Cutest. Thing. Ever.

This is probably the best electronic hacker project I've seen ever: a computer-controlled push puppet for IM notifications. [via JK] How can you go wrong? You get to build a neat robot thing, attached to a cuddly puppet dog, and it contributes to your IM addiction by letting you know when your friends are around! Scroll down for the video - soooo cute! It's enough to make me switch to Linux....

January 4, 2007

Worm in the apple?

It's too bad I'm not teaching my Cyberattacks class again this January, because the Month of Apple Bugs would be a great resource. I always run that class on Windows PCs because, statistically, there are just more Windows exploits out there right now, but it's important to remember that no operating system is immune from exploits. We should definitely expect that, as Apple continues to grow their market share, OS X exploits will become more common too. What's interesting is the number of exploits that aren't just coming through traditional operating system holes anymore, but are taking advantage of online services that play some of the roles of an operating system, such as the recent Gmail address book vulnerability.

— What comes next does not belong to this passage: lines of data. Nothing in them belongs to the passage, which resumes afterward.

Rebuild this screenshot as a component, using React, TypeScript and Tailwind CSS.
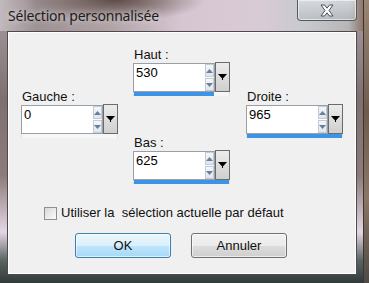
function SpinField({
  label,
  value,
  fill,
}: {
  label: string;
  value: string;
  fill: number;
}) {
  return (
    <div className="flex flex-col w-[97px] shrink-0">
      <div className="h-[16px] leading-[16px] text-[13px] pl-[1px] text-[#111]">{label}</div>
      <div className="flex">
        <div className="flex-1 h-[29px] bg-white border border-[#9aa0a8] flex items-start">
          <span className="flex-1 pl-[2px] pt-[1px] text-[13px] leading-[16px] text-black">
            {value}
          </span>
          <div className="flex flex-col gap-[1px] w-[9px]">
            <div className="h-[13px] border border-[#c2cad4] bg-[linear-gradient(180deg,#f4f7fa,#dfe6ee)] flex items-center justify-center">
              <svg width="7" height="4" viewBox="0 0 7 4">
                <path d="M0 4 L3.5 0 L7 4 Z" fill="#6a7d99" />
              </svg>
            </div>
            <div className="h-[13px] border border-[#c2cad4] bg-[linear-gradient(180deg,#f4f7fa,#dfe6ee)] flex items-center justify-center">
              <svg width="7" height="4" viewBox="0 0 7 4">
                <path d="M0 0 L3.5 4 L7 0 Z" fill="#6a7d99" />
              </svg>
            </div>
          </div>
        </div>
        <div className="w-[15px] h-[30px] -mt-[1px] border border-[#6b6b6b] bg-[linear-gradient(180deg,#ececec,#cfcfcf)] flex items-center justify-center">
          <svg width="9" height="6" viewBox="0 0 9 6">
            <path d="M0 0 L9 0 L4.5 5 Z" fill="#000" />
            <rect x="4" y="4" width="1" height="2" fill="#000" />
          </svg>
        </div>
      </div>
      <div className="h-[4px] bg-[#f6f6f6] border-x border-[#e2e2e2]">
        <div className="h-full bg-[#3d94e6]" style={{ width: `${fill}%` }} />
      </div>
    </div>
  );
}

export default function App() {
  return (
    <div className="w-[369px] h-[283px] flex overflow-hidden font-['Liberation_Sans',Arial,sans-serif]">
      <div className="w-[364px] h-[283px] shrink-0 flex flex-col bg-[linear-gradient(180deg,#a99ea3_0%,#7e7071_35%,#8d7b7b_62%,#e4d6e4_82%,#5a6563_92%,#2f3a39_100%)] border-r border-[#3b3534]">
        {/* title bar */}
        <div className="h-[31px] shrink-0 flex items-start bg-[radial-gradient(ellipse_90px_22px_at_115px_0px,#5e4c47_0%,rgba(94,76,71,0)_100%),linear-gradient(90deg,#c1b9bd_0%,#9d9194_10%,#b0a3a6_30%,#d6c6d1_50%,#d9cbd6_72%,#c6c9cd_84%,#b7b5b8_96%,#8e7568_100%)]">
          <div className="pl-[8px] pt-[6px] text-[14px] tracking-[-0.2px] leading-[20px] text-[#1c1c1c] font-['Noto_Sans',sans-serif] [text-shadow:0_0_6px_rgba(255,255,255,0.7)]">
            Sélection personnalisée
          </div>
          <div className="ml-auto mr-[6px] w-[60px] h-[21px] rounded-b-[4px] border border-t-0 border-[#555a5e] shadow-[inset_0_0_0_1px_rgba(255,255,255,0.55)] bg-[linear-gradient(180deg,rgba(220,224,228,0.75),rgba(180,186,192,0.6))] flex items-center justify-center">
            <svg width="16" height="13" viewBox="0 0 16 13">
              <path
                d="M2 1 L5.5 1 L8 4.2 L10.5 1 L14 1 L10 6.5 L14 12 L10.5 12 L8 8.8 L5.5 12 L2 12 L6 6.5 Z"
                fill="#ffffff"
                stroke="#4c5258"
                strokeWidth="1"
                strokeLinejoin="round"
              />
            </svg>
          </div>
        </div>
        {/* client area */}
        <div className="mx-[7px] w-[350px] h-[244px] shrink-0 bg-[#f0f0f0] border border-[#4f4a4a] shadow-[inset_0_0_0_1px_#ffffff] flex flex-col">
          <div className="flex h-[174px] shrink-0">
            <div className="pl-[13px] pt-[57px]">
              <SpinField label="Gauche :" value="0" fill={0} />
            </div>
            <div className="pl-[15px] pt-[15px] flex flex-col gap-[39px]">
              <SpinField label="Haut :" value="530" fill={84} />
              <SpinField label="Bas :" value="625" fill={100} />
            </div>
            <div className="pl-[16px] pt-[57px]">
              <SpinField label="Droite :" value="965" fill={100} />
            </div>
          </div>
          <div className="flex items-center pl-[36px] h-[14px] shrink-0">
            <div className="w-[13px] h-[13px] border border-[#8e8f8f] bg-[linear-gradient(135deg,#d8d8d8,#fbfbfb)]" />
            <span className="pl-[4px] text-[13px] leading-[16px] text-[#111] whitespace-pre">
              Utiliser la  sélection actuelle par défaut
            </span>
          </div>
          <div className="flex pl-[67px] pt-[13px] gap-[20px] shrink-0">
            <button className="w-[96px] h-[25px] rounded-[3px] border border-[#3c7fb1] bg-[linear-gradient(180deg,#eaf6fd_0%,#d9f0fc_50%,#bee6fd_51%,#a7d9f5_100%)] shadow-[inset_0_0_0_1px_rgba(255,255,255,0.6)] text-[13px] text-[#111]">
              OK
            </button>
            <button className="w-[96px] h-[25px] rounded-[3px] border border-[#707070] bg-[linear-gradient(180deg,#f2f2f2_0%,#ebebeb_50%,#dddddd_51%,#cfcfcf_100%)] shadow-[inset_0_0_0_1px_rgba(255,255,255,0.6)] text-[13px] text-[#111]">
              Annuler
            </button>
          </div>
        </div>
      </div>
      <div className="w-[5px] h-[283px] shrink-0 bg-[linear-gradient(180deg,#9a8574,#6f5b4c_40%,#8a7566_70%,#4f4a45)]" />
    </div>
  );
}
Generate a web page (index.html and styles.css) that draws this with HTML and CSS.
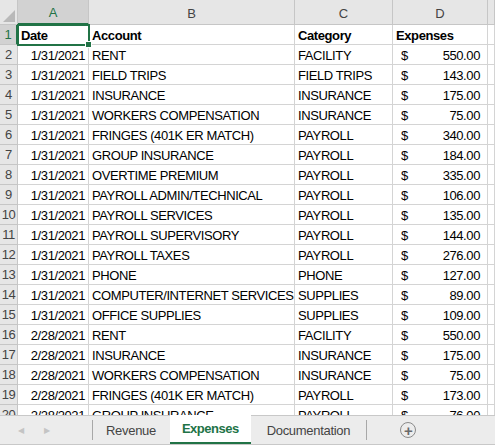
FILE: index.html
```html
<!DOCTYPE html>
<html lang="en">
<head>
  <meta charset="UTF-8">
  <title>Expenses</title>
  <link rel="stylesheet" href="styles.css">
</head>
<body>
  <div id="sheet">
    <div id="grid">
      <div class="corner"><span class="tri"></span></div>
      <div class="colhead active">A</div>
      <div class="colhead">B</div>
      <div class="colhead">C</div>
      <div class="colhead">D</div>
      <div class="colhead"></div>
    </div>
  </div>
  <div id="tabbar">
    <div class="nav"><span class="arrow">&#9664;</span><span class="arrow">&#9654;</span></div>
    <div class="tab first">Revenue</div>
    <div class="tab selected">Expenses</div>
    <div class="tab">Documentation</div>
    <div class="addtab"><span class="plus">+</span></div>
  </div>

  <script>
    var rows = [
      ["1/31/2021", "RENT", "FACILITY", "550.00"],
      ["1/31/2021", "FIELD TRIPS", "FIELD TRIPS", "143.00"],
      ["1/31/2021", "INSURANCE", "INSURANCE", "175.00"],
      ["1/31/2021", "WORKERS COMPENSATION", "INSURANCE", "75.00"],
      ["1/31/2021", "FRINGES (401K ER MATCH)", "PAYROLL", "340.00"],
      ["1/31/2021", "GROUP INSURANCE", "PAYROLL", "184.00"],
      ["1/31/2021", "OVERTIME PREMIUM", "PAYROLL", "335.00"],
      ["1/31/2021", "PAYROLL ADMIN/TECHNICAL", "PAYROLL", "106.00"],
      ["1/31/2021", "PAYROLL SERVICES", "PAYROLL", "135.00"],
      ["1/31/2021", "PAYROLL SUPERVISORY", "PAYROLL", "144.00"],
      ["1/31/2021", "PAYROLL TAXES", "PAYROLL", "276.00"],
      ["1/31/2021", "PHONE", "PHONE", "127.00"],
      ["1/31/2021", "COMPUTER/INTERNET SERVICES", "SUPPLIES", "89.00"],
      ["1/31/2021", "OFFICE SUPPLIES", "SUPPLIES", "109.00"],
      ["2/28/2021", "RENT", "FACILITY", "550.00"],
      ["2/28/2021", "INSURANCE", "INSURANCE", "175.00"],
      ["2/28/2021", "WORKERS COMPENSATION", "INSURANCE", "75.00"],
      ["2/28/2021", "FRINGES (401K ER MATCH)", "PAYROLL", "173.00"],
      ["2/28/2021", "GROUP INSURANCE", "PAYROLL", "76.00"]
    ];

    var grid = document.getElementById("grid");
    var html = "";
    html += '<div class="rowhead active">1</div>';
    html += '<div class="cell bold sel">Date<span class="handle"></span></div>';
    html += '<div class="cell bold">Account</div>';
    html += '<div class="cell bold">Category</div>';
    html += '<div class="cell bold">Expenses</div>';
    html += '<div class="cell"></div>';

    for (var i = 0; i < rows.length; i++) {
      var r = rows[i];
      html += '<div class="rowhead">' + (i + 2) + '</div>';
      html += '<div class="cell right">' + r[0] + '</div>';
      html += '<div class="cell">' + r[1] + '</div>';
      html += '<div class="cell">' + r[2] + '</div>';
      html += '<div class="cell money"><span>$</span><span>' + r[3] + '</span></div>';
      html += '<div class="cell"></div>';
    }
    grid.insertAdjacentHTML("beforeend", html);
  </script>
</body>
</html>
```

FILE: styles.css
```css
body {
  margin: 0;
  background-color: #fff;
  font-family: "Liberation Sans", Arial, sans-serif;
  font-size: 13px;
  letter-spacing: -0.4px;
  color: #000;
  width: 495px;
  height: 447px;
  overflow: hidden;
}

#sheet {
  height: 415px;
  overflow: hidden;
}

#grid {
  display: grid;
  grid-template-columns: 18px 71px 206px 98px 95px 1fr;
  grid-template-rows: 25px;
  grid-auto-rows: 20px;
}

.corner {
  background-color: #e6e6e6;
  border-right: 1px solid #c6c6c6;
  border-bottom: 1px solid #c6c6c6;
  position: relative;
}

.tri {
  position: absolute;
  right: 2px;
  bottom: 2px;
  width: 0;
  height: 0;
  border-left: 12px solid transparent;
  border-bottom: 12px solid #b9b9b9;
}

.colhead {
  background-color: #e6e6e6;
  border-right: 1px solid #c6c6c6;
  border-bottom: 1px solid #c6c6c6;
  display: flex;
  align-items: center;
  justify-content: center;
  color: #444;
  padding-top: 2px;
  letter-spacing: 0;
}

.colhead.active {
  background-color: #d2d2d2;
  color: #217346;
  border-bottom: 2px solid #217346;
}

.rowhead {
  background-color: #e6e6e6;
  border-right: 1px solid #c6c6c6;
  border-bottom: 1px solid #c6c6c6;
  display: flex;
  align-items: center;
  justify-content: center;
  color: #444;
}

.rowhead.active {
  background-color: #d2d2d2;
  color: #217346;
  border-right: 2px solid #217346;
}

.cell {
  border-right: 1px solid #d4d4d4;
  border-bottom: 1px solid #d4d4d4;
  padding: 0 3px 1px 3px;
  display: flex;
  align-items: flex-end;
  white-space: nowrap;
  position: relative;
}

.bold {
  font-weight: bold;
}

.right {
  justify-content: flex-end;
}

.money {
  justify-content: space-between;
  padding-left: 8px;
  padding-right: 7px;
}

.sel {
  outline: 2px solid #217346;
  outline-offset: -1px;
  z-index: 1;
}

.handle {
  position: absolute;
  right: -4px;
  bottom: -4px;
  width: 5px;
  height: 5px;
  background-color: #217346;
  border: 1px solid #fff;
}

#tabbar {
  height: 28px;
  background-color: #ececec;
  border-top: 1px solid #c8c8c8;
  border-bottom: 1px solid #c8c8c8;
  display: flex;
  align-items: stretch;
  color: #444;
  letter-spacing: -0.3px;
}

.nav {
  width: 93px;
  display: flex;
  align-items: center;
  padding-left: 18px;
  gap: 20px;
  border-right: 1px solid #a8a8a8;
  margin: 4px 0;
  box-sizing: border-box;
}

.arrow {
  color: #c4c4c4;
  font-size: 8px;
}

.tab {
  display: flex;
  align-items: center;
  padding: 0 16px;
}

.tab.first {
  padding-left: 13px;
  padding-right: 14px;
}

.tab.selected {
  background-color: #fff;
  color: #217346;
  font-weight: bold;
  border-bottom: 2px solid #217346;
  padding: 0 12px;
  margin-top: -1px;
  letter-spacing: -0.5px;
}

.addtab {
  display: flex;
  align-items: center;
  border-left: 1px solid #a8a8a8;
  margin: 4px 0;
  padding-left: 33px;
}

.plus {
  width: 14px;
  height: 14px;
  border: 1.5px solid #8a8a8a;
  border-radius: 50%;
  display: flex;
  align-items: center;
  justify-content: center;
  color: #6a6a6a;
  font-size: 15px;
  font-weight: bold;
  line-height: 1;
}
```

None of the cases I've seen seem to require predictions of doom and destruction, but I anticpate that the next difficult push in security education is going to be educating the average user about the sheer breadth of vulnerable points in their average computer usage.

January 3, 2007

Happy Anniversary, Again!

Today marks the third anniversary of the Mars rover Spirit landing safely, with Opportunity's anniversary coming up in just a couple of weeks, and the accomplishments of the Mars Exploration Rover Mission in that time are astonishing. Not only have they kept two robots running on the surface of a distant planet years longer than planned, but they've continued to use them to collect valuable data. The rovers have recently had their programming updated again to allow new functionality, including new recognition algorithms based on what we've been able to learn about the surface of Mars so far and what scientists now think they are looking for. To celebrate the anniversary, NASA is sponsoring a Photo Contest on their site asking visitors to vote on their favorite image collected from the rovers from the past three years - you should definitely head over and check them out, especially the final image of a sunset over Mars - beautiful!

January 2, 2007

Narbonic Rewind

I've been a fan of the online comic Narbonic for quite a while now, and was sad to see it come to a close at the end of 2006, though with the strip becoming more plot-driven, and its overall longevity, it was actually a satisfying close. If you missed the strip and want to check it out, not only are the archives all available online, but starting yesterday Garrity is re-circulating the strip to her front page starting from the beginning, adding a "Director's Cut commentary" to each one - interesting back story if you don't mind the risk of spoilers. I'm looking forward to her discussion of the first appearance of Antonio Smith, Forensic Linguist!

January 1, 2007

Welcome to 2007!

If, like me, you never remember to get a new calendar until the start of the new year, you could always just print out a copy of the Classic Pulp Sci Fi Magazine Cover Calendar downloadable from the Website at the End of the Universe. [via Boing Boing] While I would generally object to what is essentially a bikini-girl calendar, I love the old sci fi art and I think it's really interesting to consider the images as historical artifacts. There are actually four years worth of calendars at the site to browse through, if you are interested in such things.